YOUR INSTRUCTIONS:
Pictures stay out of the copy; restate everything else in the material exactly.

AVAILABLE DATA:
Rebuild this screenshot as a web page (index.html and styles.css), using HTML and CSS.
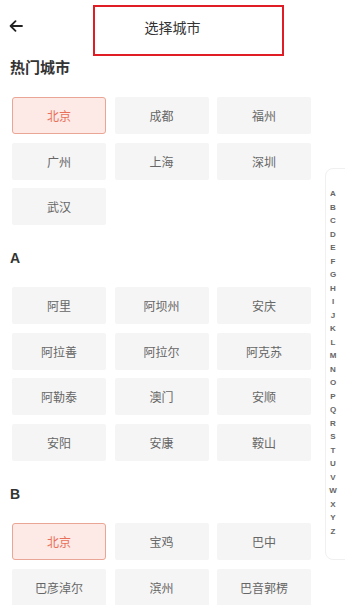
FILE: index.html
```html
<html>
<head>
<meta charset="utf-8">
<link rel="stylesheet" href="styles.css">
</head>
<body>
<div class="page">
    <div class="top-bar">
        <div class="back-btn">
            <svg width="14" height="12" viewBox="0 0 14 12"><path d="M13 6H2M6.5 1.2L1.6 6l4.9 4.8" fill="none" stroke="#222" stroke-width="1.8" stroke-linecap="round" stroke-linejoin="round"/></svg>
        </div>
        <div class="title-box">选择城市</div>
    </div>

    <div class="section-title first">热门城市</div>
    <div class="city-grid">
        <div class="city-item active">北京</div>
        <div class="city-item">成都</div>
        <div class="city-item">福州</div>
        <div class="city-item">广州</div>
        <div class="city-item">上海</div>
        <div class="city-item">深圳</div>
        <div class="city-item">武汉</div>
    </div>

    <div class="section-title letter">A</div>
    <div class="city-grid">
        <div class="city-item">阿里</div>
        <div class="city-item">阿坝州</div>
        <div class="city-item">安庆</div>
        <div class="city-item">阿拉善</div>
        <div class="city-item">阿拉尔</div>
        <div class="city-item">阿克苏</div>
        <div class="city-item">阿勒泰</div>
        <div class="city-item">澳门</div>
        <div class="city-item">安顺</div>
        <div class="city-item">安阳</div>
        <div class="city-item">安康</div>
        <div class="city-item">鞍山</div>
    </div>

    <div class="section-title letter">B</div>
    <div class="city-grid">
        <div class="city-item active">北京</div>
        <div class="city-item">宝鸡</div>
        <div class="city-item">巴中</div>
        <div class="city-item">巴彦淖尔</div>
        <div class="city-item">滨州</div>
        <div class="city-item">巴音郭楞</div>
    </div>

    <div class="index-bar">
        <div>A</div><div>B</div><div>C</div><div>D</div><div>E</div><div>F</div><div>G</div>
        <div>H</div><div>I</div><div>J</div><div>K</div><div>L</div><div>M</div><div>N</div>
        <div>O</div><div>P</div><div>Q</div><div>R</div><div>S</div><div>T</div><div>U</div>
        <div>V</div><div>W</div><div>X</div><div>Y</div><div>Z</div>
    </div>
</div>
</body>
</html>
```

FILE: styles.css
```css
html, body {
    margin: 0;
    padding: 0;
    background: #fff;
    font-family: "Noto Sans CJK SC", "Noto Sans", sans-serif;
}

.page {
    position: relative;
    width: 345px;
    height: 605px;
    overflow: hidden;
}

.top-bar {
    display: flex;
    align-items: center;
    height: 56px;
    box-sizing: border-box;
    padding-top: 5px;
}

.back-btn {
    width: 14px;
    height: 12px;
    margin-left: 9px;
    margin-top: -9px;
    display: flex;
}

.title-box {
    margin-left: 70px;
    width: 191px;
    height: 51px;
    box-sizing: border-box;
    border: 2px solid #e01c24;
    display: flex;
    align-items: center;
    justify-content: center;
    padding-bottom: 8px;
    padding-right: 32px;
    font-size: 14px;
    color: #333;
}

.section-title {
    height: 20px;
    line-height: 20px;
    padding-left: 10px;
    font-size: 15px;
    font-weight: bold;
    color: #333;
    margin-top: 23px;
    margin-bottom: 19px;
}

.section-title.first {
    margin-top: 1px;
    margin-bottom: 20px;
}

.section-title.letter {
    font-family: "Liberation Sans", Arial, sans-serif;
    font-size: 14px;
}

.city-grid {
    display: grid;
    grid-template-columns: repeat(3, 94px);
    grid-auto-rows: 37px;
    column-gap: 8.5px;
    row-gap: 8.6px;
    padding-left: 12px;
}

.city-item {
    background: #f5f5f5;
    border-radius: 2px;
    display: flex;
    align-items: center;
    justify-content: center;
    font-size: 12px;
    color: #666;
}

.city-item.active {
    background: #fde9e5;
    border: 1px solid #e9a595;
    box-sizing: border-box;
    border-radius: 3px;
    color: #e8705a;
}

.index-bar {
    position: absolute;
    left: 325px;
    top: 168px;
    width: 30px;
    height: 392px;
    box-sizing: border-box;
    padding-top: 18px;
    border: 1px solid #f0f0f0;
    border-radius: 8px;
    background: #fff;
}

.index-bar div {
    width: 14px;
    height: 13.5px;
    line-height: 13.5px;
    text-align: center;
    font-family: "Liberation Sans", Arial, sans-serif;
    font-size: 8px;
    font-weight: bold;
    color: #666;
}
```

RESULT OF THE TASK:
Rebuild this screenshot as a web page (index.html and styles.css), using HTML and CSS.
FILE: index.html
```html
<html>
<head>
<meta charset="utf-8">
<link rel="stylesheet" href="styles.css">
</head>
<body>
<div class="page">
    <div class="top-bar">
        <div class="back-btn">
            <svg width="14" height="12" viewBox="0 0 14 12"><path d="M13 6H2M6.5 1.2L1.6 6l4.9 4.8" fill="none" stroke="#222" stroke-width="1.8" stroke-linecap="round" stroke-linejoin="round"/></svg>
        </div>
        <div class="title-box">选择城市</div>
    </div>

    <div class="section-title first">热门城市</div>
    <div class="city-grid">
        <div class="city-item active">北京</div>
        <div class="city-item">成都</div>
        <div class="city-item">福州</div>
        <div class="city-item">广州</div>
        <div class="city-item">上海</div>
        <div class="city-item">深圳</div>
        <div class="city-item">武汉</div>
    </div>

    <div class="section-title letter">A</div>
    <div class="city-grid">
        <div class="city-item">阿里</div>
        <div class="city-item">阿坝州</div>
        <div class="city-item">安庆</div>
        <div class="city-item">阿拉善</div>
        <div class="city-item">阿拉尔</div>
        <div class="city-item">阿克苏</div>
        <div class="city-item">阿勒泰</div>
        <div class="city-item">澳门</div>
        <div class="city-item">安顺</div>
        <div class="city-item">安阳</div>
        <div class="city-item">安康</div>
        <div class="city-item">鞍山</div>
    </div>

    <div class="section-title letter">B</div>
    <div class="city-grid">
        <div class="city-item active">北京</div>
        <div class="city-item">宝鸡</div>
        <div class="city-item">巴中</div>
        <div class="city-item">巴彦淖尔</div>
        <div class="city-item">滨州</div>
        <div class="city-item">巴音郭楞</div>
    </div>

    <div class="index-bar">
        <div>A</div><div>B</div><div>C</div><div>D</div><div>E</div><div>F</div><div>G</div>
        <div>H</div><div>I</div><div>J</div><div>K</div><div>L</div><div>M</div><div>N</div>
        <div>O</div><div>P</div><div>Q</div><div>R</div><div>S</div><div>T</div><div>U</div>
        <div>V</div><div>W</div><div>X</div><div>Y</div><div>Z</div>
    </div>
</div>
</body>
</html>
```

FILE: styles.css
```css
html, body {
    margin: 0;
    padding: 0;
    background: #fff;
    font-family: "Noto Sans CJK SC", "Noto Sans", sans-serif;
}

.page {
    position: relative;
    width: 345px;
    height: 605px;
    overflow: hidden;
}

.top-bar {
    display: flex;
    align-items: center;
    height: 56px;
    box-sizing: border-box;
    padding-top: 5px;
}

.back-btn {
    width: 14px;
    height: 12px;
    margin-left: 9px;
    margin-top: -9px;
    display: flex;
}

.title-box {
    margin-left: 70px;
    width: 191px;
    height: 51px;
    box-sizing: border-box;
    border: 2px solid #e01c24;
    display: flex;
    align-items: center;
    justify-content: center;
    padding-bottom: 8px;
    padding-right: 32px;
    font-size: 14px;
    color: #333;
}

.section-title {
    height: 20px;
    line-height: 20px;
    padding-left: 10px;
    font-size: 15px;
    font-weight: bold;
    color: #333;
    margin-top: 23px;
    margin-bottom: 19px;
}

.section-title.first {
    margin-top: 1px;
    margin-bottom: 20px;
}

.section-title.letter {
    font-family: "Liberation Sans", Arial, sans-serif;
    font-size: 14px;
}

.city-grid {
    display: grid;
    grid-template-columns: repeat(3, 94px);
    grid-auto-rows: 37px;
    column-gap: 8.5px;
    row-gap: 8.6px;
    padding-left: 12px;
}

.city-item {
    background: #f5f5f5;
    border-radius: 2px;
    display: flex;
    align-items: center;
    justify-content: center;
    font-size: 12px;
    color: #666;
}

.city-item.active {
    background: #fde9e5;
    border: 1px solid #e9a595;
    box-sizing: border-box;
    border-radius: 3px;
    color: #e8705a;
}

.index-bar {
    position: absolute;
    left: 325px;
    top: 168px;
    width: 30px;
    height: 392px;
    box-sizing: border-box;
    padding-top: 18px;
    border: 1px solid #f0f0f0;
    border-radius: 8px;
    background: #fff;
}

.index-bar div {
    width: 14px;
    height: 13.5px;
    line-height: 13.5px;
    text-align: center;
    font-family: "Liberation Sans", Arial, sans-serif;
    font-size: 8px;
    font-weight: bold;
    color: #666;
}
```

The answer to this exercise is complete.